Her seeing that was all I cared about. Not what she thought of me. Not what the group thought of me. Not… anything else. Noticing this matters to me. I want to be all-in on my Clients. 100% all in. That means having no concern over what they might think of me. Even if it’s annoyed, exasperated or frustrated at me. Their insights and realisations are the only thing I want to be in pursuit of. And how different this is for me. I’d been so concerned about what everyone would think of me, that I’d often feel paralysed. That feeling would play out into me doing nothing and saying nothing. I was too afraid. Yup – paralysed. All I wanted was for people to love, like and respect me. It drove so much of what I did, day to day. Whether it was buying love through kindness or generosity. Gaining approval by acting in a way that I’d be “liked”. Wanting to make people laugh, thinking that my humour was my best quality and the best way for people to want to be with me. It worked to some extent, there was evidence in my life to support it. And evidence in my life that I didn’t see, that contradicted it. I could come across as needy. Insincere. Shallow. Inauthentic. Betraying my insecurities. I had plenty. Buy me a coffee and I might talk about them. And I had the whole thing the wrong way around. The only person I was concerned about was me. The only person I was in service of was me.
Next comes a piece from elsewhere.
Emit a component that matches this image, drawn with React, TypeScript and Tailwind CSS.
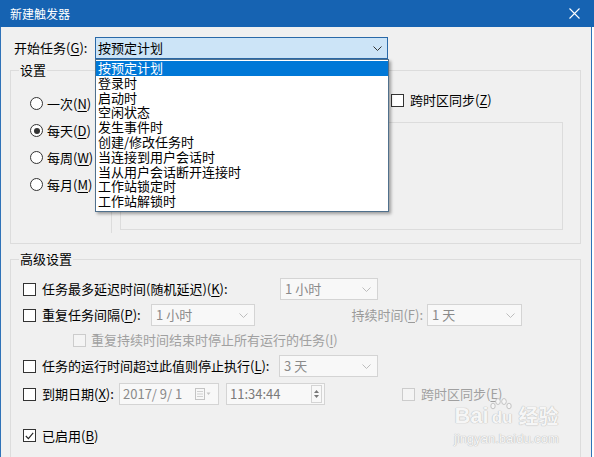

Seeing that was a part of the change. The other part was seeing through my illusions of who I thought I was. What made my insecurities seem real. And who I am before I think of me. Without the story of “the me” that I know I’ve made up. Now, more and more I notice the feeling of having my eyes looking outward. Into the world. Toward other people. Where I can have the impact I want in life. Willing to be disruptive. Willing to shake people’s thinking up to fall into truth. Willing to be a pain in the butt if that is what is needed. Willing to not be liked. Without giving in to my fears.